◆ **Data provided**
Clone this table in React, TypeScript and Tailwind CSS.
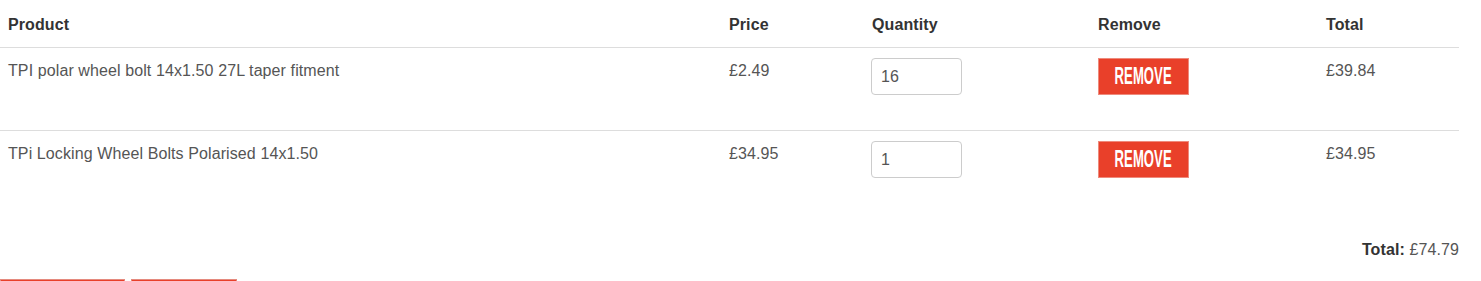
import React from "react";

const font = { fontFamily: '"Liberation Sans", Arial, sans-serif' };

const rows = [
  { name: "TPI polar wheel bolt 14x1.50 27L taper fitment", price: "£2.49", qty: "16", total: "£39.84" },
  { name: "TPi Locking Wheel Bolts Polarised 14x1.50", price: "£34.95", qty: "1", total: "£34.95" },
];

const cols = "grid grid-cols-[721px_143px_226px_228px_141px]";

function RemoveBtn() {
  return (
    <button className="w-[91px] h-[37px] bg-[#e9402a] border border-[#ee8a7c] flex items-center justify-center overflow-hidden">
      <span className="inline-block text-white font-bold text-[23px] leading-none scale-x-57 scale-y-105" style={font}>
        REMOVE
      </span>
    </button>
  );
}

export default function App() {
  return (
    <div className="w-[1481px] h-[281px] overflow-hidden bg-white text-[16px] leading-[23px] text-[#555] tracking-[0.1px]" style={font}>
      <div className="w-[1459px]">
        <div className={`${cols} h-[48px] border-b border-[#ddd] font-bold text-[#333]`}>
          <div className="pl-[8px] pt-[13px]">Product</div>
          <div className="pl-[8px] pt-[13px]">Price</div>
          <div className="pl-[8px] pt-[13px]">Quantity</div>
          <div className="pl-[8px] pt-[13px]">Remove</div>
          <div className="pl-[8px] pt-[13px]">Total</div>
        </div>
        {rows.map((r, i) => (
          <div key={i} className={`${cols} h-[83px] ${i === 0 ? "border-b border-[#ddd]" : ""}`}>
            <div className="pl-[8px] pt-[11px]">{r.name}</div>
            <div className="pl-[8px] pt-[11px]">{r.price}</div>
            <div className="pl-[7px] pt-[10px]">
              <div className="w-[91px] h-[37px] border border-[#ccc] rounded-[4px] flex items-center pl-[9px] text-[16px] text-[#555]">
                {r.qty}
              </div>
            </div>
            <div className="pl-[8px] pt-[10px]">
              <RemoveBtn />
            </div>
            <div className="pl-[8px] pt-[11px]">{r.total}</div>
          </div>
        ))}
        <div className="mt-[24px] text-right">
          <span className="font-bold text-[#333]">Total:</span> £74.79
        </div>
        <div className="mt-[18px] flex gap-[6px]">
          <div className="w-[125px] h-[40px] bg-[#e9402a] border border-[#e58a7e]" />
          <div className="w-[106px] h-[40px] bg-[#e9402a] border border-[#e58a7e]" />
        </div>
      </div>
    </div>
  );
}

◆ **To do**
Copy out each line that contains the word "React".

◆ **Result**
Clone this table in React, TypeScript and Tailwind CSS.
import React from "react";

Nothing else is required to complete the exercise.